* AIM:
Restate the data below word for word. Skip any images it contains.

* SUPPLIED INFORMATION:
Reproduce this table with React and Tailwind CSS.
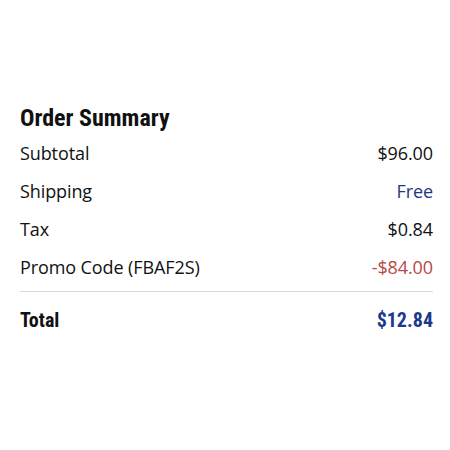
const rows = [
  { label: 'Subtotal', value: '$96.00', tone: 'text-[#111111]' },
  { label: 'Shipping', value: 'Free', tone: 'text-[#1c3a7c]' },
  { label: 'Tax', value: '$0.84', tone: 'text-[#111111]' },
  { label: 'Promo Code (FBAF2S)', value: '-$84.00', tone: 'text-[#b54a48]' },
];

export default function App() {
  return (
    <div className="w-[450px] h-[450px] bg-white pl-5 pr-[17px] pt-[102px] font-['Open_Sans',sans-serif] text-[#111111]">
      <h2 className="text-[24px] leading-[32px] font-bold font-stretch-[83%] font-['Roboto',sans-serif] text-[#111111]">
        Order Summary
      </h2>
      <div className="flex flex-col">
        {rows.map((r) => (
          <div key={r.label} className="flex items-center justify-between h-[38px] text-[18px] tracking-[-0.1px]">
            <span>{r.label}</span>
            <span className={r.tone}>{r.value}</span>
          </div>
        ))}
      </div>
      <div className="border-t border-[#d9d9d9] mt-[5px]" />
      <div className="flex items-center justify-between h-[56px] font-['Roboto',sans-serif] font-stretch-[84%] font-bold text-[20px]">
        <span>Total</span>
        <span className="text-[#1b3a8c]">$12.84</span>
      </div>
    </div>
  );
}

* RESULT OF THIS EXERCISE:
Reproduce this table with React and Tailwind CSS.
const rows = [
  { label: 'Subtotal', value: '$96.00', tone: 'text-[#111111]' },
  { label: 'Shipping', value: 'Free', tone: 'text-[#1c3a7c]' },
  { label: 'Tax', value: '$0.84', tone: 'text-[#111111]' },
  { label: 'Promo Code (FBAF2S)', value: '-$84.00', tone: 'text-[#b54a48]' },
];

export default function App() {
  return (
    <div className="w-[450px] h-[450px] bg-white pl-5 pr-[17px] pt-[102px] font-['Open_Sans',sans-serif] text-[#111111]">
      <h2 className="text-[24px] leading-[32px] font-bold font-stretch-[83%] font-['Roboto',sans-serif] text-[#111111]">
        Order Summary
      </h2>
      <div className="flex flex-col">
        {rows.map((r) => (
          <div key={r.label} className="flex items-center justify-between h-[38px] text-[18px] tracking-[-0.1px]">
            <span>{r.label}</span>
            <span className={r.tone}>{r.value}</span>
          </div>
        ))}
      </div>
      <div className="border-t border-[#d9d9d9] mt-[5px]" />
      <div className="flex items-center justify-between h-[56px] font-['Roboto',sans-serif] font-stretch-[84%] font-bold text-[20px]">
        <span>Total</span>
        <span className="text-[#1b3a8c]">$12.84</span>
      </div>
    </div>
  );
}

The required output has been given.